>> BEGIN Data shown
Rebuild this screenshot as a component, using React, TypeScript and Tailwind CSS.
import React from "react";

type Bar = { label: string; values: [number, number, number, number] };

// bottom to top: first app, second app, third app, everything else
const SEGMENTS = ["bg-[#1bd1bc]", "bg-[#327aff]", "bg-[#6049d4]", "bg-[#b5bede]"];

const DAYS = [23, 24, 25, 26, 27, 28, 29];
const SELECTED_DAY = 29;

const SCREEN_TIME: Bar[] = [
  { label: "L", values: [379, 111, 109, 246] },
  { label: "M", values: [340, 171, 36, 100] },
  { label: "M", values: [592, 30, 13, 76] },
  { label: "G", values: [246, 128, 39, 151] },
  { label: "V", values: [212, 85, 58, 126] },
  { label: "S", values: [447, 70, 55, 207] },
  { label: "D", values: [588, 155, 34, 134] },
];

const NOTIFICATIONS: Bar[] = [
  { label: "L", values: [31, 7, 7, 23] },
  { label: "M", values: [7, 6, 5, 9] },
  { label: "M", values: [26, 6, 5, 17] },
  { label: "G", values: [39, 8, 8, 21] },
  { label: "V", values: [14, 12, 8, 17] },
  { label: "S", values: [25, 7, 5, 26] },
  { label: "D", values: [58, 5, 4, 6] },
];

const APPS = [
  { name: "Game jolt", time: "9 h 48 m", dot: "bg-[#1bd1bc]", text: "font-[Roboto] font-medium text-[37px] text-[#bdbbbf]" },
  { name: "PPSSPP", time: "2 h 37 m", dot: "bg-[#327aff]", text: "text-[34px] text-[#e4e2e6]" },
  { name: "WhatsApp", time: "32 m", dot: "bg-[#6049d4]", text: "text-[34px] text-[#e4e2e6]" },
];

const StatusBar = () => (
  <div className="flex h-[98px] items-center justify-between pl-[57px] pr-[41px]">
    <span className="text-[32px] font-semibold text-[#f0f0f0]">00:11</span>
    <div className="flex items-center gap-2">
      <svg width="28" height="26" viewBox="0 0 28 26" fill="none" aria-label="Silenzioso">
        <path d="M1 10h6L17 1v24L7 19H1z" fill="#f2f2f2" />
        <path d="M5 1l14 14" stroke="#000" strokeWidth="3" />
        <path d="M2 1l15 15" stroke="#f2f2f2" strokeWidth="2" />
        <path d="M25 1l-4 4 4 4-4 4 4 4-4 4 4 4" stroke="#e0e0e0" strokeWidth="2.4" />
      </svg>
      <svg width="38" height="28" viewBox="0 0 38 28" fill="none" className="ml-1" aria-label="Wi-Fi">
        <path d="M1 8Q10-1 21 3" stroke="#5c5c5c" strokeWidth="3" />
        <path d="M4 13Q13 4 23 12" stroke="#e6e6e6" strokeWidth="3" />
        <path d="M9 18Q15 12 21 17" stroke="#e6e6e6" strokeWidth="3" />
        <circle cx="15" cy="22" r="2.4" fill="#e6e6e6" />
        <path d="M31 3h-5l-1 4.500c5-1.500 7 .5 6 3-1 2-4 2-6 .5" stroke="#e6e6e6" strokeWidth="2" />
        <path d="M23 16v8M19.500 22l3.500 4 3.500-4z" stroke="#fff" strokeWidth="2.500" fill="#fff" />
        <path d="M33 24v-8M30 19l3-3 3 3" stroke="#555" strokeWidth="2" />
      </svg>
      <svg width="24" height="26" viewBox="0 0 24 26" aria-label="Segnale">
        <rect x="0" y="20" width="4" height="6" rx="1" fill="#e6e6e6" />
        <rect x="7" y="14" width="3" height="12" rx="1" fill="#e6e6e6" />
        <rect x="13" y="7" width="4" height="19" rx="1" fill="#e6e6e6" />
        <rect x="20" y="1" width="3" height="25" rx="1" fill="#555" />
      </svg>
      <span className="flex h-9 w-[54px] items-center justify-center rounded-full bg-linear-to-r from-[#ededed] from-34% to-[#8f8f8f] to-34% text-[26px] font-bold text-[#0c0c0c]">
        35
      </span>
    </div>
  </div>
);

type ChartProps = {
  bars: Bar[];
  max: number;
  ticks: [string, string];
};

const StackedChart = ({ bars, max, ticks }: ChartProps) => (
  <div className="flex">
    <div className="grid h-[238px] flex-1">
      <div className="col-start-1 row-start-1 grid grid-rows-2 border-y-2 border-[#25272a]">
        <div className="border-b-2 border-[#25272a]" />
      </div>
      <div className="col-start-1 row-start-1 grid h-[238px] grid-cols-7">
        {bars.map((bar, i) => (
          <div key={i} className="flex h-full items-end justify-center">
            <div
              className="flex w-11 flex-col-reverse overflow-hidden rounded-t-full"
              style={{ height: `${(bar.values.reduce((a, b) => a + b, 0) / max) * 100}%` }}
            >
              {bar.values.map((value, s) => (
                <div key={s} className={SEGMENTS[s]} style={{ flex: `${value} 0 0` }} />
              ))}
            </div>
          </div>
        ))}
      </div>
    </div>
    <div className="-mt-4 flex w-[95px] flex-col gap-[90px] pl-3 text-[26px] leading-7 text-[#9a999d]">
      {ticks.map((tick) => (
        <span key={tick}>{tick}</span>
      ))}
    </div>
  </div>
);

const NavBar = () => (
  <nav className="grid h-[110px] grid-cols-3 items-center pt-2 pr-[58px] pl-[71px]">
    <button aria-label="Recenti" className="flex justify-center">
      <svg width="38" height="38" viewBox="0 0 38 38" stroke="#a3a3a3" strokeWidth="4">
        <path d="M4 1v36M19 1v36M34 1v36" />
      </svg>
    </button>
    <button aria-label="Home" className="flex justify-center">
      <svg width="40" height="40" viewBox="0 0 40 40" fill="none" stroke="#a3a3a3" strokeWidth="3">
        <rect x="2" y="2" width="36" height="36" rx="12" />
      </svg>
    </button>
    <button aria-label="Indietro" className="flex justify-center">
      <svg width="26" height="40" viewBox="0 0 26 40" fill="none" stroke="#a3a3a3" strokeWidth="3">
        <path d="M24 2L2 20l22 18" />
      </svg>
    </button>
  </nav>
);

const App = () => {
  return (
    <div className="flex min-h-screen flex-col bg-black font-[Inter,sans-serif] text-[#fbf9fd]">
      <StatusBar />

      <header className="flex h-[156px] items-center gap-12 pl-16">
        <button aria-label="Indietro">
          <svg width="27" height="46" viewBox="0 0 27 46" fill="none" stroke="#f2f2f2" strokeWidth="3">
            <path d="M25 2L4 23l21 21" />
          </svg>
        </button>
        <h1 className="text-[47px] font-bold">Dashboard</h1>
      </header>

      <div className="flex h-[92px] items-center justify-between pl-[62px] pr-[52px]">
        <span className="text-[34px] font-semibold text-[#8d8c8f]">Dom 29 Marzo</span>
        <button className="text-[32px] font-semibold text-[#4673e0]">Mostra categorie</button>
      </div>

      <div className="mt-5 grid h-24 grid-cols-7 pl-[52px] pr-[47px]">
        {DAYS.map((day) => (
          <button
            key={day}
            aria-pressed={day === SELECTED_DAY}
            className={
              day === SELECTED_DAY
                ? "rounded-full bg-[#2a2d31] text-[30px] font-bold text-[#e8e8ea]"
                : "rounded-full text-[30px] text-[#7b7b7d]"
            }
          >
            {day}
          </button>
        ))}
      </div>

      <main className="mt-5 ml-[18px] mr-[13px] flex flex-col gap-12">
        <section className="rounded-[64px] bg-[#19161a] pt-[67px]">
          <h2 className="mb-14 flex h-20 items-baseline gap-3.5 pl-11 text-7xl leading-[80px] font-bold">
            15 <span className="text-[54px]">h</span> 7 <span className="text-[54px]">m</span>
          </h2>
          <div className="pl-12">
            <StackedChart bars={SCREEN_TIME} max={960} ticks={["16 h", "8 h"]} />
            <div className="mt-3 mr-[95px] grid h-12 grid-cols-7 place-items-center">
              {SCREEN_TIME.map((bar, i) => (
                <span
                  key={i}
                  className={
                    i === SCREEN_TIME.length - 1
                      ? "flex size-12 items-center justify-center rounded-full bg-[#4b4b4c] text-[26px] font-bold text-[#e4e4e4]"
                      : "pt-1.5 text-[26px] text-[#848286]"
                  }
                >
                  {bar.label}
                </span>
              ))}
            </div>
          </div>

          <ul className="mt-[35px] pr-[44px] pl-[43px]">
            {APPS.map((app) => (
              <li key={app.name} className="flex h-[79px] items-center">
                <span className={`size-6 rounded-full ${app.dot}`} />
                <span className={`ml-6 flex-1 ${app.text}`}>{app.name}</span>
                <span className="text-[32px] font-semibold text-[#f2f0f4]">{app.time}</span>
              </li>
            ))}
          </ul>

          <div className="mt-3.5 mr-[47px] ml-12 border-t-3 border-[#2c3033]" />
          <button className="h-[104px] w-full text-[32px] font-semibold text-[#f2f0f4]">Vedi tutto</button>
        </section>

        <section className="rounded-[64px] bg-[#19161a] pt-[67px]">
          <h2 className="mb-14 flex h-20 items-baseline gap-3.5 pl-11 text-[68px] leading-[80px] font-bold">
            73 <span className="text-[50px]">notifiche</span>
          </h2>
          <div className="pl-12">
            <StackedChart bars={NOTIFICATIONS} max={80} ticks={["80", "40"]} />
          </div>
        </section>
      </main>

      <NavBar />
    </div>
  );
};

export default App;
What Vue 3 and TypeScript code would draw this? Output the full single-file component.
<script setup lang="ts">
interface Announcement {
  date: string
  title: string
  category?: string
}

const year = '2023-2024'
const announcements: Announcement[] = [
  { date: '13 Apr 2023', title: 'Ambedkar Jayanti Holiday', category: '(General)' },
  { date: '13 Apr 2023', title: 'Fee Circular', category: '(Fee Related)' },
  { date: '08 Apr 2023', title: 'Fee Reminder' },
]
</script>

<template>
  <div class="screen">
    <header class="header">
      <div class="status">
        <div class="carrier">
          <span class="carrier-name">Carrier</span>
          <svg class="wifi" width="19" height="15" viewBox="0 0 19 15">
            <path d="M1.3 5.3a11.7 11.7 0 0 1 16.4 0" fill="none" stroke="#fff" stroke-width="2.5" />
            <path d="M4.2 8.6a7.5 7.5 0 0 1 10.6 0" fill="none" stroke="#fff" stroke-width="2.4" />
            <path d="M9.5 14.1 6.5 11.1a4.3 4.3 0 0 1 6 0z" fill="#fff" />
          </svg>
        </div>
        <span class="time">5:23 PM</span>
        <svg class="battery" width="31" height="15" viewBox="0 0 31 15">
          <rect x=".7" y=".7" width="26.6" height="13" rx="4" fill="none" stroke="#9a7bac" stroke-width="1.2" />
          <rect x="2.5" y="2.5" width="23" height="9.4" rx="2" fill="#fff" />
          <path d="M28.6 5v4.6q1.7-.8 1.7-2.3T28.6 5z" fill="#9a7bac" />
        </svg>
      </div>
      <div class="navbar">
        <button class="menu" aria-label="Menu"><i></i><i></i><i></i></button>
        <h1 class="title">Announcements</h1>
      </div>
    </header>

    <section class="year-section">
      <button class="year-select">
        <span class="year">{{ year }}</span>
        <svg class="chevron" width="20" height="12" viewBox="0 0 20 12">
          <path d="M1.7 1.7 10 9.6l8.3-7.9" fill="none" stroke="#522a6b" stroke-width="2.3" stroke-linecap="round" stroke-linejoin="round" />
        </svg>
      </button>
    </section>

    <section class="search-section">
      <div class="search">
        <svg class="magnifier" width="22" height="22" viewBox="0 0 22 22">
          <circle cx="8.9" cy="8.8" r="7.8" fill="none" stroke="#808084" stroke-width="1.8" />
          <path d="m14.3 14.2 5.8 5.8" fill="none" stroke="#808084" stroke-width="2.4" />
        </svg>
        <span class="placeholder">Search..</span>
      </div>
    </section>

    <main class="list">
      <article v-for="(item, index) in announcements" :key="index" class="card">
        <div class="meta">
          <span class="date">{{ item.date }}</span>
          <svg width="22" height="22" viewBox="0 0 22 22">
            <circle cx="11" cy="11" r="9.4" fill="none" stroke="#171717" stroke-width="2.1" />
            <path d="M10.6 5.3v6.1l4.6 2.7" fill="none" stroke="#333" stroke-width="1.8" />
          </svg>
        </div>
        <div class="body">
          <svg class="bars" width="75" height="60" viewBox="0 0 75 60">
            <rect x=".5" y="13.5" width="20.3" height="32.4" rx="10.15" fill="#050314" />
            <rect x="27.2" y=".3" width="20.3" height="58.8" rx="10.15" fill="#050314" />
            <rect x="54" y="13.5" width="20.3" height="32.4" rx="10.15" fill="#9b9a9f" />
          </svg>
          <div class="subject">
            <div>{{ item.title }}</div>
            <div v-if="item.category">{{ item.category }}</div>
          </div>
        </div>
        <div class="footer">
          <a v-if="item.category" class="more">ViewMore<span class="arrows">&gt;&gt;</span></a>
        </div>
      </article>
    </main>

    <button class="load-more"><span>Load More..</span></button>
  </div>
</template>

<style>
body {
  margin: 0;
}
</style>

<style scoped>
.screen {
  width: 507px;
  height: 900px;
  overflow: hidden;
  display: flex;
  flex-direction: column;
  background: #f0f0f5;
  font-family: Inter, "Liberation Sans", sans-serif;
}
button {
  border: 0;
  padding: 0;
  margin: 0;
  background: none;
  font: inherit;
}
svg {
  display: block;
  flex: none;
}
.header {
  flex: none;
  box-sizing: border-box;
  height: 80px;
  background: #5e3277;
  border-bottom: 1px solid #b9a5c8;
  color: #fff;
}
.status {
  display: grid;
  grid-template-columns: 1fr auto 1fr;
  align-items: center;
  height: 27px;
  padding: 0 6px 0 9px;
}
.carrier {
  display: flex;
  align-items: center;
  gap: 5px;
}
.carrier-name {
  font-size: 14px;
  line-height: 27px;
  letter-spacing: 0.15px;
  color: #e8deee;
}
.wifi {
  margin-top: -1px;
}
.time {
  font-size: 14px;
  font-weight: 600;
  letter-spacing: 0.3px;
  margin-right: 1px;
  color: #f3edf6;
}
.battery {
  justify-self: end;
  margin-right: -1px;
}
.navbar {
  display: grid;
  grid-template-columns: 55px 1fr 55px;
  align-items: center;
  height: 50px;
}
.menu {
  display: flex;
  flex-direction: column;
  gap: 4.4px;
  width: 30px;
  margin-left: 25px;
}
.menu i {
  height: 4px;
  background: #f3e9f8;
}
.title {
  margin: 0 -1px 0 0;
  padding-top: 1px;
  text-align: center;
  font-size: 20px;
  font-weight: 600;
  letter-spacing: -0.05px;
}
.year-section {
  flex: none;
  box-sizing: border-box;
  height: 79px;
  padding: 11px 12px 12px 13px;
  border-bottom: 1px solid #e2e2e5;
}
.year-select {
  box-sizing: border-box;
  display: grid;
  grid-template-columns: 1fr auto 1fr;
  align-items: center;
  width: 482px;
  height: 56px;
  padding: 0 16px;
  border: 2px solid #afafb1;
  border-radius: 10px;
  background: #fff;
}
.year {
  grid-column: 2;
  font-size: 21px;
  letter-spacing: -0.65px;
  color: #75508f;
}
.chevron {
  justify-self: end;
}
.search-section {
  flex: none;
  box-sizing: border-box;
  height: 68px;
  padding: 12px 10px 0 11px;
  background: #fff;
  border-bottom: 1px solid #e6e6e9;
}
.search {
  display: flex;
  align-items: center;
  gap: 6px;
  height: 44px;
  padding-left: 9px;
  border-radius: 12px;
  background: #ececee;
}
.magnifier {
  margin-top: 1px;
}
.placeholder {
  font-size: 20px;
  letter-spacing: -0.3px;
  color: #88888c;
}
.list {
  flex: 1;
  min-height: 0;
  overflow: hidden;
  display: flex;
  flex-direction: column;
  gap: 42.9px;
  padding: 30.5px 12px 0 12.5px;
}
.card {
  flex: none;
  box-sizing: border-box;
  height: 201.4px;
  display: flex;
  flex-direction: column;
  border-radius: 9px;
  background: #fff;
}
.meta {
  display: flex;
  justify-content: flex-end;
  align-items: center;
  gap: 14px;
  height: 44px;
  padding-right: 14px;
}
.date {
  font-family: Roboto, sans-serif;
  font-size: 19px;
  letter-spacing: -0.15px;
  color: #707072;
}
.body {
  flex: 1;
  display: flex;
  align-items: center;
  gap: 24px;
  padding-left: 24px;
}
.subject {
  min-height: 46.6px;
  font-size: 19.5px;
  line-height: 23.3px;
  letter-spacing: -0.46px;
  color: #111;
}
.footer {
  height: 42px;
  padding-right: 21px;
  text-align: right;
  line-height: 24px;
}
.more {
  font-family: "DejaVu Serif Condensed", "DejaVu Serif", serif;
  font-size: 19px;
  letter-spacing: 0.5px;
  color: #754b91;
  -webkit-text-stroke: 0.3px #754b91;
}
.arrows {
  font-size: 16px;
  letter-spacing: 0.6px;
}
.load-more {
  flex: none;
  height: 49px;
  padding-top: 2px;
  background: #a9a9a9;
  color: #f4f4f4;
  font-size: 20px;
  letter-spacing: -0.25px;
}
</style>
>> END Data shown
**Direction:** Please write out the material word for word from its first line through the line holding "const SELECTED_DAY = 29;", including both, and no line past it.

**Full answer:**
Rebuild this screenshot as a component, using React, TypeScript and Tailwind CSS.
import React from "react";

type Bar = { label: string; values: [number, number, number, number] };

// bottom to top: first app, second app, third app, everything else
const SEGMENTS = ["bg-[#1bd1bc]", "bg-[#327aff]", "bg-[#6049d4]", "bg-[#b5bede]"];

const DAYS = [23, 24, 25, 26, 27, 28, 29];
const SELECTED_DAY = 29;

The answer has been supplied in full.